Pictures stay out of the copy; set down each line of the listing below exactly.

<<<<

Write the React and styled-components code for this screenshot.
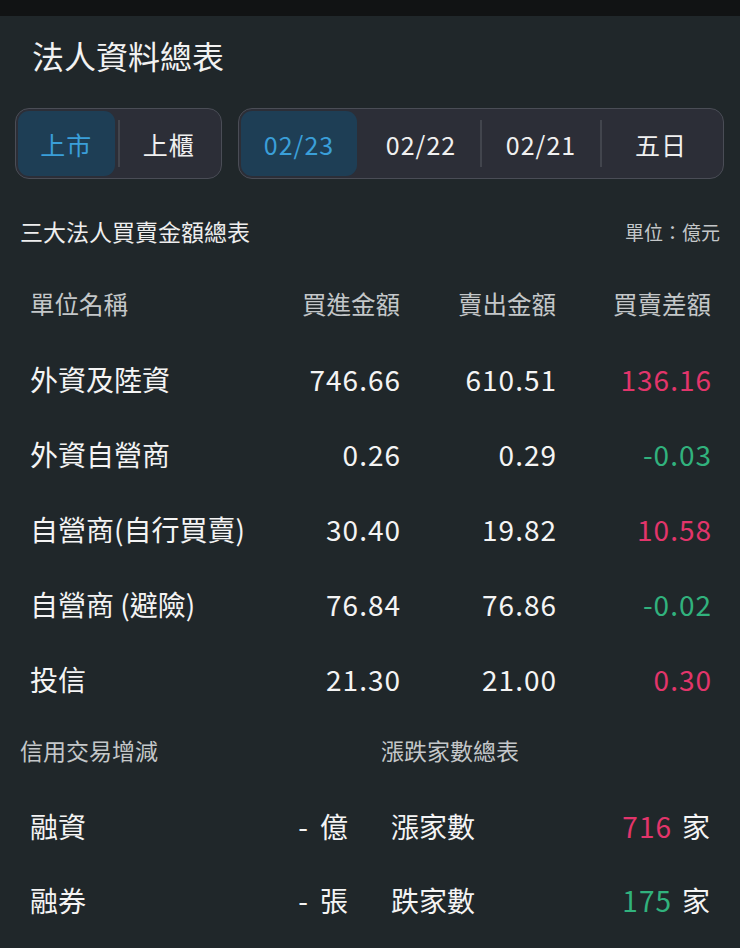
import styled, { createGlobalStyle } from 'styled-components';

const GlobalStyle = createGlobalStyle`
  html, body {
    margin: 0;
    padding: 0;
    background: #20272a;
  }
  body {
    font-family: "Noto Sans CJK TC", "Noto Sans", sans-serif;
    color: #f0f0f0;
  }
`;

const Page = styled.div`
  width: 740px;
  min-height: 948px;
  background: #20272a;
  overflow: hidden;
`;

const StatusBar = styled.div`
  height: 16px;
  background: #111314;
`;

const Title = styled.h1`
  margin: 19px 0 0 32px;
  font-size: 32px;
  line-height: 40px;
  font-weight: 400;
  color: #f2f2f2;
`;

const Controls = styled.div`
  display: flex;
  gap: 16px;
  margin: 33px 16px 0 15px;
`;

const Segmented = styled.div`
  display: grid;
  grid-auto-flow: column;
  grid-auto-columns: 1fr;
  width: ${(p) => p.$width}px;
  height: 71px;
  box-sizing: border-box;
  padding: 2px;
  background: #2c2e37;
  border: 1px solid #4a4d56;
  border-radius: 14px;
`;

const Segment = styled.div`
  position: relative;
  display: grid;
  place-items: center;
  font-size: 25px;
  letter-spacing: 1px;
  color: ${(p) => (p.$active ? '#3a9fd9' : '#f0f0f0')};
  background: ${(p) => (p.$active ? '#1e3e55' : 'transparent')};
  border-radius: 11px;
  margin-right: ${(p) => (p.$active ? '4px' : '0')};

  &::before {
    content: '';
    display: ${(p) => (p.$divider ? 'block' : 'none')};
    position: absolute;
    left: ${(p) => (p.$active ? '0' : '-1px')};
    top: 9px;
    bottom: 9px;
    width: 2px;
    background: #42454d;
  }
`;

const SectionHead = styled.div`
  display: flex;
  justify-content: space-between;
  align-items: center;
  margin: 37px 20px 0 20px;
  height: 30px;
`;

const SectionTitle = styled.div`
  font-size: 23px;
  color: #eeeeee;
`;

const Unit = styled.div`
  font-size: 19px;
  color: #c4c7c9;
`;

const Table = styled.div`
  margin: 20px 29px 0 30px;
`;

const Row = styled.div`
  display: grid;
  grid-template-columns: 1fr 140px 156px 155px;
  align-items: center;
  height: 75px;
`;

const HeadCell = styled.div`
  font-size: 24.5px;
  color: #c4c7c9;
  text-align: ${(p) => (p.$left ? 'left' : 'right')};
`;

const NameCell = styled.div`
  font-size: 28px;
  color: #f4f4f4;
`;

const NumCell = styled.div`
  font-size: 28px;
  letter-spacing: 1px;
  margin-right: -1px;
  text-align: right;
  color: ${(p) => p.$color || '#f4f4f4'};
`;

const Bottom = styled.div`
  display: grid;
  grid-template-columns: 361px 1fr;
  margin: 19px 20px 0 20px;
`;

const Column = styled.div`
  display: flex;
  flex-direction: column;
`;

const ColumnTitle = styled.div`
  height: 30px;
  display: flex;
  align-items: center;
  font-size: 23px;
  color: #c4c7c9;
  margin-bottom: 24px;
`;

const StatRow = styled.div`
  display: flex;
  justify-content: space-between;
  align-items: center;
  height: 74px;
  padding: 0 ${(p) => p.$right}px 0 10px;
  font-size: 28px;
  color: #f4f4f4;
`;

const Dash = styled.span`
  margin-right: 12px;
`;

const Value = styled.span`
  color: ${(p) => p.$color};
  letter-spacing: 1px;
  margin-right: 10px;
`;

const RED = '#e2356b';
const GREEN = '#31b27d';

const rows = [
  { name: '外資及陸資', buy: '746.66', sell: '610.51', diff: '136.16' },
  { name: '外資自營商', buy: '0.26', sell: '0.29', diff: '-0.03' },
  { name: '自營商(自行買賣)', buy: '30.40', sell: '19.82', diff: '10.58' },
  { name: '自營商 (避險)', buy: '76.84', sell: '76.86', diff: '-0.02' },
  { name: '投信', buy: '21.30', sell: '21.00', diff: '0.30' },
];

const dates = ['02/23', '02/22', '02/21', '五日'];

export default function App() {
  return (
    <Page>
      <GlobalStyle />
      <StatusBar />
      <Title>法人資料總表</Title>

      <Controls>
        <Segmented $width={207}>
          <Segment $active>上市</Segment>
          <Segment $divider>上櫃</Segment>
        </Segmented>
        <Segmented $width={486}>
          {dates.map((d, i) => (
            <Segment key={d} $active={i === 0} $divider={i > 1}>
              {d}
            </Segment>
          ))}
        </Segmented>
      </Controls>

      <SectionHead>
        <SectionTitle>三大法人買賣金額總表</SectionTitle>
        <Unit>單位：億元</Unit>
      </SectionHead>

      <Table>
        <Row>
          <HeadCell $left>單位名稱</HeadCell>
          <HeadCell>買進金額</HeadCell>
          <HeadCell>賣出金額</HeadCell>
          <HeadCell>買賣差額</HeadCell>
        </Row>
        {rows.map((r) => (
          <Row key={r.name}>
            <NameCell>{r.name}</NameCell>
            <NumCell>{r.buy}</NumCell>
            <NumCell>{r.sell}</NumCell>
            <NumCell $color={r.diff.startsWith('-') ? GREEN : RED}>{r.diff}</NumCell>
          </Row>
        ))}
      </Table>

      <Bottom>
        <Column>
          <ColumnTitle>信用交易增減</ColumnTitle>
          <StatRow $right={33}>
            <span>融資</span>
            <span>
              <Dash>-</Dash>億
            </span>
          </StatRow>
          <StatRow $right={33}>
            <span>融券</span>
            <span>
              <Dash>-</Dash>張
            </span>
          </StatRow>
        </Column>
        <Column>
          <ColumnTitle>漲跌家數總表</ColumnTitle>
          <StatRow $right={10}>
            <span>漲家數</span>
            <span>
              <Value $color={RED}>716</Value>家
            </span>
          </StatRow>
          <StatRow $right={10}>
            <span>跌家數</span>
            <span>
              <Value $color={GREEN}>175</Value>家
            </span>
          </StatRow>
        </Column>
      </Bottom>
    </Page>
  );
}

>>>>

FINISHED EXERCISE »
Write the React and styled-components code for this screenshot.
import styled, { createGlobalStyle } from 'styled-components';

const GlobalStyle = createGlobalStyle`
  html, body {
    margin: 0;
    padding: 0;
    background: #20272a;
  }
  body {
    font-family: "Noto Sans CJK TC", "Noto Sans", sans-serif;
    color: #f0f0f0;
  }
`;

const Page = styled.div`
  width: 740px;
  min-height: 948px;
  background: #20272a;
  overflow: hidden;
`;

const StatusBar = styled.div`
  height: 16px;
  background: #111314;
`;

const Title = styled.h1`
  margin: 19px 0 0 32px;
  font-size: 32px;
  line-height: 40px;
  font-weight: 400;
  color: #f2f2f2;
`;

const Controls = styled.div`
  display: flex;
  gap: 16px;
  margin: 33px 16px 0 15px;
`;

const Segmented = styled.div`
  display: grid;
  grid-auto-flow: column;
  grid-auto-columns: 1fr;
  width: ${(p) => p.$width}px;
  height: 71px;
  box-sizing: border-box;
  padding: 2px;
  background: #2c2e37;
  border: 1px solid #4a4d56;
  border-radius: 14px;
`;

const Segment = styled.div`
  position: relative;
  display: grid;
  place-items: center;
  font-size: 25px;
  letter-spacing: 1px;
  color: ${(p) => (p.$active ? '#3a9fd9' : '#f0f0f0')};
  background: ${(p) => (p.$active ? '#1e3e55' : 'transparent')};
  border-radius: 11px;
  margin-right: ${(p) => (p.$active ? '4px' : '0')};

  &::before {
    content: '';
    display: ${(p) => (p.$divider ? 'block' : 'none')};
    position: absolute;
    left: ${(p) => (p.$active ? '0' : '-1px')};
    top: 9px;
    bottom: 9px;
    width: 2px;
    background: #42454d;
  }
`;

const SectionHead = styled.div`
  display: flex;
  justify-content: space-between;
  align-items: center;
  margin: 37px 20px 0 20px;
  height: 30px;
`;

const SectionTitle = styled.div`
  font-size: 23px;
  color: #eeeeee;
`;

const Unit = styled.div`
  font-size: 19px;
  color: #c4c7c9;
`;

const Table = styled.div`
  margin: 20px 29px 0 30px;
`;

const Row = styled.div`
  display: grid;
  grid-template-columns: 1fr 140px 156px 155px;
  align-items: center;
  height: 75px;
`;

const HeadCell = styled.div`
  font-size: 24.5px;
  color: #c4c7c9;
  text-align: ${(p) => (p.$left ? 'left' : 'right')};
`;

const NameCell = styled.div`
  font-size: 28px;
  color: #f4f4f4;
`;

const NumCell = styled.div`
  font-size: 28px;
  letter-spacing: 1px;
  margin-right: -1px;
  text-align: right;
  color: ${(p) => p.$color || '#f4f4f4'};
`;

const Bottom = styled.div`
  display: grid;
  grid-template-columns: 361px 1fr;
  margin: 19px 20px 0 20px;
`;

const Column = styled.div`
  display: flex;
  flex-direction: column;
`;

const ColumnTitle = styled.div`
  height: 30px;
  display: flex;
  align-items: center;
  font-size: 23px;
  color: #c4c7c9;
  margin-bottom: 24px;
`;

const StatRow = styled.div`
  display: flex;
  justify-content: space-between;
  align-items: center;
  height: 74px;
  padding: 0 ${(p) => p.$right}px 0 10px;
  font-size: 28px;
  color: #f4f4f4;
`;

const Dash = styled.span`
  margin-right: 12px;
`;

const Value = styled.span`
  color: ${(p) => p.$color};
  letter-spacing: 1px;
  margin-right: 10px;
`;

const RED = '#e2356b';
const GREEN = '#31b27d';

const rows = [
  { name: '外資及陸資', buy: '746.66', sell: '610.51', diff: '136.16' },
  { name: '外資自營商', buy: '0.26', sell: '0.29', diff: '-0.03' },
  { name: '自營商(自行買賣)', buy: '30.40', sell: '19.82', diff: '10.58' },
  { name: '自營商 (避險)', buy: '76.84', sell: '76.86', diff: '-0.02' },
  { name: '投信', buy: '21.30', sell: '21.00', diff: '0.30' },
];

const dates = ['02/23', '02/22', '02/21', '五日'];

export default function App() {
  return (
    <Page>
      <GlobalStyle />
      <StatusBar />
      <Title>法人資料總表</Title>

      <Controls>
        <Segmented $width={207}>
          <Segment $active>上市</Segment>
          <Segment $divider>上櫃</Segment>
        </Segmented>
        <Segmented $width={486}>
          {dates.map((d, i) => (
            <Segment key={d} $active={i === 0} $divider={i > 1}>
              {d}
            </Segment>
          ))}
        </Segmented>
      </Controls>

      <SectionHead>
        <SectionTitle>三大法人買賣金額總表</SectionTitle>
        <Unit>單位：億元</Unit>
      </SectionHead>

      <Table>
        <Row>
          <HeadCell $left>單位名稱</HeadCell>
          <HeadCell>買進金額</HeadCell>
          <HeadCell>賣出金額</HeadCell>
          <HeadCell>買賣差額</HeadCell>
        </Row>
        {rows.map((r) => (
          <Row key={r.name}>
            <NameCell>{r.name}</NameCell>
            <NumCell>{r.buy}</NumCell>
            <NumCell>{r.sell}</NumCell>
            <NumCell $color={r.diff.startsWith('-') ? GREEN : RED}>{r.diff}</NumCell>
          </Row>
        ))}
      </Table>

      <Bottom>
        <Column>
          <ColumnTitle>信用交易增減</ColumnTitle>
          <StatRow $right={33}>
            <span>融資</span>
            <span>
              <Dash>-</Dash>億
            </span>
          </StatRow>
          <StatRow $right={33}>
            <span>融券</span>
            <span>
              <Dash>-</Dash>張
            </span>
          </StatRow>
        </Column>
        <Column>
          <ColumnTitle>漲跌家數總表</ColumnTitle>
          <StatRow $right={10}>
            <span>漲家數</span>
            <span>
              <Value $color={RED}>716</Value>家
            </span>
          </StatRow>
          <StatRow $right={10}>
            <span>跌家數</span>
            <span>
              <Value $color={GREEN}>175</Value>家
            </span>
          </StatRow>
        </Column>
      </Bottom>
    </Page>
  );
}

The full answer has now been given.